- **WRITTEN TASK**: Please count the lines in the listing below where the word "this" appears. Give the number only.

- **Stored entries**:
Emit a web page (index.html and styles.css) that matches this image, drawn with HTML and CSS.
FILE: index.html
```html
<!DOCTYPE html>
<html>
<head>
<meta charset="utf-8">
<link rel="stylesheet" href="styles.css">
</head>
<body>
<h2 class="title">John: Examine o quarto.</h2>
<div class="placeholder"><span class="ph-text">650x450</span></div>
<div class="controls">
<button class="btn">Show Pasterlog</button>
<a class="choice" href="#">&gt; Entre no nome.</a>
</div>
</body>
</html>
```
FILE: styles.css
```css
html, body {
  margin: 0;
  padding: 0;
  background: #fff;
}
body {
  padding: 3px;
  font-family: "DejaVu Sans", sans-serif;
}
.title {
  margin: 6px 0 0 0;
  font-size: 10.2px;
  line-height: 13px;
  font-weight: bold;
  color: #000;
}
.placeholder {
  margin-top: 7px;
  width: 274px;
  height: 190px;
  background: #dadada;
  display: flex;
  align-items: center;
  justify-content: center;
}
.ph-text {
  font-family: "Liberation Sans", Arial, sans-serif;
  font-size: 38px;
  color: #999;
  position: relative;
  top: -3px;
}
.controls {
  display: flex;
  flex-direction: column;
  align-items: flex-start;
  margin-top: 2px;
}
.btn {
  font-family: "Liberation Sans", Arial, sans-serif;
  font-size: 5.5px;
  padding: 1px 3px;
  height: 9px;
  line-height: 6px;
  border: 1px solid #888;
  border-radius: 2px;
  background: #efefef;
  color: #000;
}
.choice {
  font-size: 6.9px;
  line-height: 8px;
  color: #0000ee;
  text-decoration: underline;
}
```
--
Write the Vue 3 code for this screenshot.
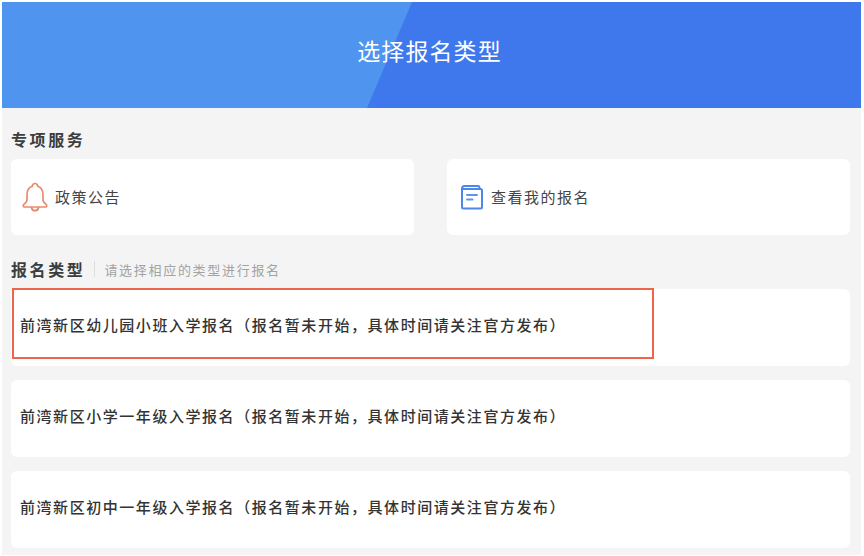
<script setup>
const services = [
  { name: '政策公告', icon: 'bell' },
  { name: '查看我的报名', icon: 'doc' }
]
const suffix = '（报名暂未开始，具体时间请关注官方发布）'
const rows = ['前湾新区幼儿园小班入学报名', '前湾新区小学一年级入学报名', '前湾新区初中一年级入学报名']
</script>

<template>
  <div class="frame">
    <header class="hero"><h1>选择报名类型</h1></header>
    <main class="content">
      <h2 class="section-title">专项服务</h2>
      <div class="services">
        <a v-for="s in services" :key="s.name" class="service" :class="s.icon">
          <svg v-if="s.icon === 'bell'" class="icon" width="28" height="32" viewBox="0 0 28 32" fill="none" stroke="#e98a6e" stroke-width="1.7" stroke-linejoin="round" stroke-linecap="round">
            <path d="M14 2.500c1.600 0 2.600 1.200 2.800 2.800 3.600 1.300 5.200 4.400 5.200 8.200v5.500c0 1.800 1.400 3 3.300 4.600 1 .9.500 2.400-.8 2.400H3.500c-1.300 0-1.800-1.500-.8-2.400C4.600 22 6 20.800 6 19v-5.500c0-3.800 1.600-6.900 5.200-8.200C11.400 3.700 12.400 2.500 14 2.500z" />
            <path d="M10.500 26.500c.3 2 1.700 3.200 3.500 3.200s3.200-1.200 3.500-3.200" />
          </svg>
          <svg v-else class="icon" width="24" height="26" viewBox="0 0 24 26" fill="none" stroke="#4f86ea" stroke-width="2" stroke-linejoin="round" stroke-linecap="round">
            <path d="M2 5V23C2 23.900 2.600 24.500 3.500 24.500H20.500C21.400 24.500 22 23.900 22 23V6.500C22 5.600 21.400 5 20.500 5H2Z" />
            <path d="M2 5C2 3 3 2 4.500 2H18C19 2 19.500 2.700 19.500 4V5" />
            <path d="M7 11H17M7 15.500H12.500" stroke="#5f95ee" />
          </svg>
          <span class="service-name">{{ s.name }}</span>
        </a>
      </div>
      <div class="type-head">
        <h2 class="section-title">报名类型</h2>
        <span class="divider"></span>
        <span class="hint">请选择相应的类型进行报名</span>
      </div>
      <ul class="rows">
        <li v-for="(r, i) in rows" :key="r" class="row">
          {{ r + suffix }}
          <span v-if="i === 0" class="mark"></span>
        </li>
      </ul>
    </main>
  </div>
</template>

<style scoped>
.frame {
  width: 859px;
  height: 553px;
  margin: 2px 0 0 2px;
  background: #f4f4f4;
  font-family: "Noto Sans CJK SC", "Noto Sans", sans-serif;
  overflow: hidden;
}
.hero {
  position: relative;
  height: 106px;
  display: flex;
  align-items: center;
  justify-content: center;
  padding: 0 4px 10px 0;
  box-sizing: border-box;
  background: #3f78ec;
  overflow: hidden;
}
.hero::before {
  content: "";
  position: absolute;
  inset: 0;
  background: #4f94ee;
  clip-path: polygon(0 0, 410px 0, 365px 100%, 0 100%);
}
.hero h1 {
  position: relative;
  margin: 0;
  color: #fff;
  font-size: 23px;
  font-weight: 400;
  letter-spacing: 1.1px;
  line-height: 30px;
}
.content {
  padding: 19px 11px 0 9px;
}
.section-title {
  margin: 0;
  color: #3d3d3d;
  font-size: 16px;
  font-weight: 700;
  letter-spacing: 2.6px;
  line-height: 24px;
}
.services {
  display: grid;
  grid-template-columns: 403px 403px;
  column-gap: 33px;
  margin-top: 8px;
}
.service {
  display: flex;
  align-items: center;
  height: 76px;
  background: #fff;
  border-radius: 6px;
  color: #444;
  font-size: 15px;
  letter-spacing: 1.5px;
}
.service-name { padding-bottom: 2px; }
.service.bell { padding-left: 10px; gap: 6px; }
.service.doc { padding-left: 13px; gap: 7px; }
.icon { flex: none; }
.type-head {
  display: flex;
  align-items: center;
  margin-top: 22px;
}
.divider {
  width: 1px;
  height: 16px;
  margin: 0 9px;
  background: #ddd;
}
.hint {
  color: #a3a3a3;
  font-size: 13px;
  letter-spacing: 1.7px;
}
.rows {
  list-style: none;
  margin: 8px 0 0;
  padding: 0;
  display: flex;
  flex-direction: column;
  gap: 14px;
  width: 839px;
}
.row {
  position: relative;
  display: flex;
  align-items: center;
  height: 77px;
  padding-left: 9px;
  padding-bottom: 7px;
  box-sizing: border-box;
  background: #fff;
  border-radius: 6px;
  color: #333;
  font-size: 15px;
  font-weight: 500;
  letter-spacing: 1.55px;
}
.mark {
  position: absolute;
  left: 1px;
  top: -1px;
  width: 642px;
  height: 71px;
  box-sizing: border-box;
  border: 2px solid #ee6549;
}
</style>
--
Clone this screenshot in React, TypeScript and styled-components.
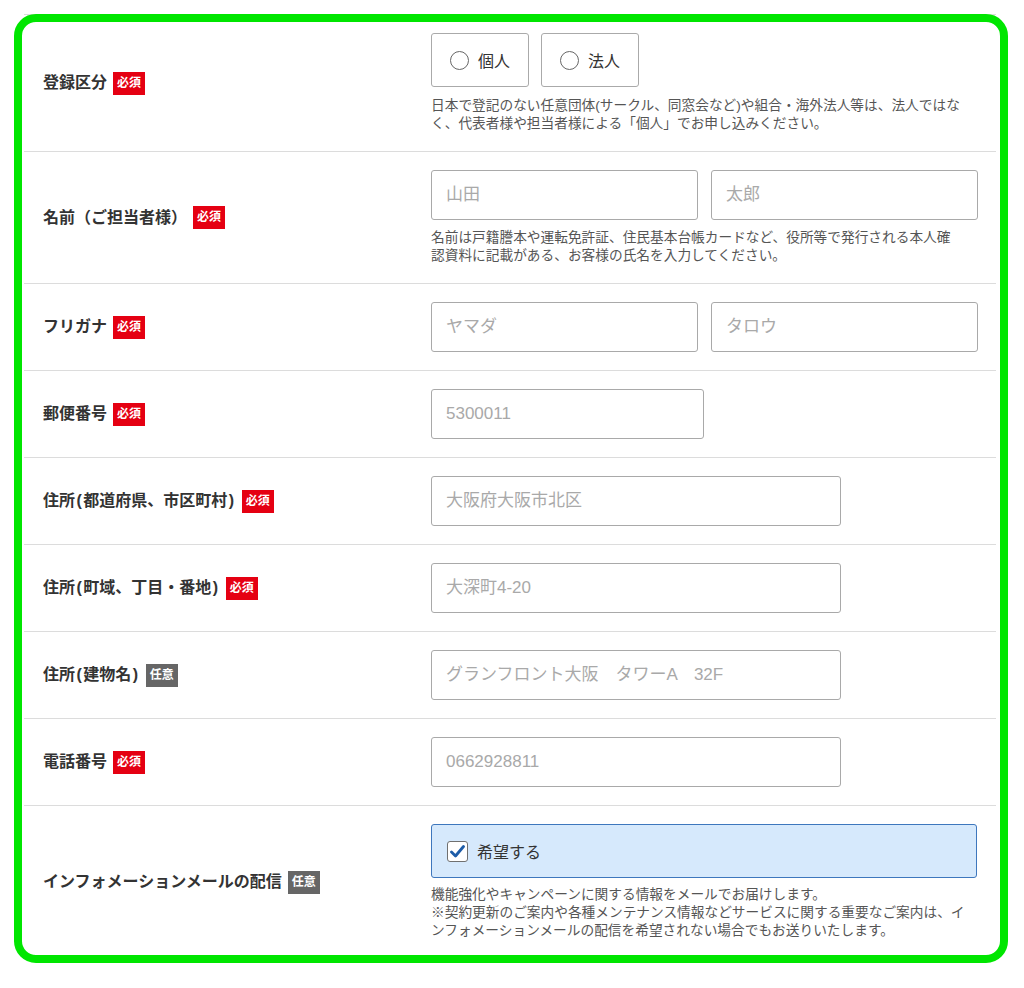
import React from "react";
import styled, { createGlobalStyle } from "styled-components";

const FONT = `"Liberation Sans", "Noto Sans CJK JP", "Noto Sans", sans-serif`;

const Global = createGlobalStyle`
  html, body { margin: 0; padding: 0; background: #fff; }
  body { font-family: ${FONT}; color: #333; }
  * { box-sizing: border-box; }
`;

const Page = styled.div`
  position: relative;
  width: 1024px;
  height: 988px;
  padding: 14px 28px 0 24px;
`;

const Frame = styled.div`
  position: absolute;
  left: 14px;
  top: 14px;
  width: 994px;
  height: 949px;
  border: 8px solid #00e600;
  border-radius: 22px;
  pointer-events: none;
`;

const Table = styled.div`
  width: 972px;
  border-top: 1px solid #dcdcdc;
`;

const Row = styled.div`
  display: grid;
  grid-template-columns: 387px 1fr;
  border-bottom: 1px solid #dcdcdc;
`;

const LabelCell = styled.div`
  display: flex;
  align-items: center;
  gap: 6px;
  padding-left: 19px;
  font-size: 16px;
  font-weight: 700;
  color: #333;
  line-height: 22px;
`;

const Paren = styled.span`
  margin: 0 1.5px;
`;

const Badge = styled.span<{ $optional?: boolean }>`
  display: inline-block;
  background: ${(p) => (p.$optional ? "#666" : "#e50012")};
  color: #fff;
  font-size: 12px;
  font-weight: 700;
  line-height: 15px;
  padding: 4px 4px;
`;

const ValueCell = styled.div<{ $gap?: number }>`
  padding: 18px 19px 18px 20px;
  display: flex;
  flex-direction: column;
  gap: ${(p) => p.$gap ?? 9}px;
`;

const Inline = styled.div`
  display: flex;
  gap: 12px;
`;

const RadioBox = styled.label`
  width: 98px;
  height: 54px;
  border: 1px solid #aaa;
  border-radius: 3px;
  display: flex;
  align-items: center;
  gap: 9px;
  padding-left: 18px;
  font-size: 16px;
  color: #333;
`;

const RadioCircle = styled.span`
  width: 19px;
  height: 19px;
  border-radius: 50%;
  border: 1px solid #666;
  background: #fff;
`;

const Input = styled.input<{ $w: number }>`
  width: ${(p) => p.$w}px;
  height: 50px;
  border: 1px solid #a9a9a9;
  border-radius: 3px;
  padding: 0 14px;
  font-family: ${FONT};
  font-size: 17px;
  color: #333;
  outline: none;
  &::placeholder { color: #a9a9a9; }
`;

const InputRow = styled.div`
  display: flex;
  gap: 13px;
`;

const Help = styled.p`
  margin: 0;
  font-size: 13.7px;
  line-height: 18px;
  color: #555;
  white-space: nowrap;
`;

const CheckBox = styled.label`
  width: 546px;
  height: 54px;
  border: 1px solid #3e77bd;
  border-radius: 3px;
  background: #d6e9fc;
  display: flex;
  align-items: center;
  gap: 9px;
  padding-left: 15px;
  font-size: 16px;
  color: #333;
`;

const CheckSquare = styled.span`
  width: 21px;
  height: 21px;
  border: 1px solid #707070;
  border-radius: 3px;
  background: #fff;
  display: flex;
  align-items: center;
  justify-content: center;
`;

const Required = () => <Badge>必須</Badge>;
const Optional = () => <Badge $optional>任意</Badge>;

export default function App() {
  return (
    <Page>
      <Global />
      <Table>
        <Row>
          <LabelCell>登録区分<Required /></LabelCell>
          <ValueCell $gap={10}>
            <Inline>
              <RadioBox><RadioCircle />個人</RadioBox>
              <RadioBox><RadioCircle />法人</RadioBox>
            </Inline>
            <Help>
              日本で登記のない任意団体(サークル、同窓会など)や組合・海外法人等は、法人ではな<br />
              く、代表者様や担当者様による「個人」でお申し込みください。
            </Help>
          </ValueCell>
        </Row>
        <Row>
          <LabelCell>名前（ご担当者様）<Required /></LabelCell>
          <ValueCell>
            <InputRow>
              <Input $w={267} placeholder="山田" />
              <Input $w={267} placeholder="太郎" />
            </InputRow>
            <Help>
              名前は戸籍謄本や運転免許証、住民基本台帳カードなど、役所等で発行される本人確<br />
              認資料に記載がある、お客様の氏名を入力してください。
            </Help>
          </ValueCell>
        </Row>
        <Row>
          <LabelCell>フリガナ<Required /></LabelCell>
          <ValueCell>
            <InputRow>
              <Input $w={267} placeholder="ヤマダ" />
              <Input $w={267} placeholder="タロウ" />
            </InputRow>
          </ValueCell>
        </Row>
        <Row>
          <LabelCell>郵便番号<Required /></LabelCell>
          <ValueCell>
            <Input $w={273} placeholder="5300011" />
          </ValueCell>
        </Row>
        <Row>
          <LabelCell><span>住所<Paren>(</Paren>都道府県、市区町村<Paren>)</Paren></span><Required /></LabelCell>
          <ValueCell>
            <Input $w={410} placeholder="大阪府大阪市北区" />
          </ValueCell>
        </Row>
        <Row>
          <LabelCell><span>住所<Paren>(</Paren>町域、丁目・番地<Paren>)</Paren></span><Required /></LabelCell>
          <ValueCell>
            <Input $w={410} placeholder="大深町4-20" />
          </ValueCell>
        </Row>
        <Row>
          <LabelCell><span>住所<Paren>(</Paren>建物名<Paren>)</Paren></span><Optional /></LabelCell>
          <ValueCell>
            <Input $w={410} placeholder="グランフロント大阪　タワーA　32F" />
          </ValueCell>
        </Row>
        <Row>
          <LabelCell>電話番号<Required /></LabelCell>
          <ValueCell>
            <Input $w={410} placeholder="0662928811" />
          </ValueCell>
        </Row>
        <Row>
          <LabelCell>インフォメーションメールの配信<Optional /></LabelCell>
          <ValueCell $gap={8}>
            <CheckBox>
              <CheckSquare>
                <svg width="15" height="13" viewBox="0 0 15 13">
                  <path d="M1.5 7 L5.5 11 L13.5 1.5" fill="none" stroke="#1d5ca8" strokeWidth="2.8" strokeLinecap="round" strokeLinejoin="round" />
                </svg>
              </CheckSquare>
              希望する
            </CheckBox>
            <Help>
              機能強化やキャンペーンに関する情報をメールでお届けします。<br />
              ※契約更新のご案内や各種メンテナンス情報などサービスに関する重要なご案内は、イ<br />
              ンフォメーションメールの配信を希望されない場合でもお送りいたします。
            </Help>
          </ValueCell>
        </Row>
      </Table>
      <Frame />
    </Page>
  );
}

- **EXERCISE ANSWER**: 3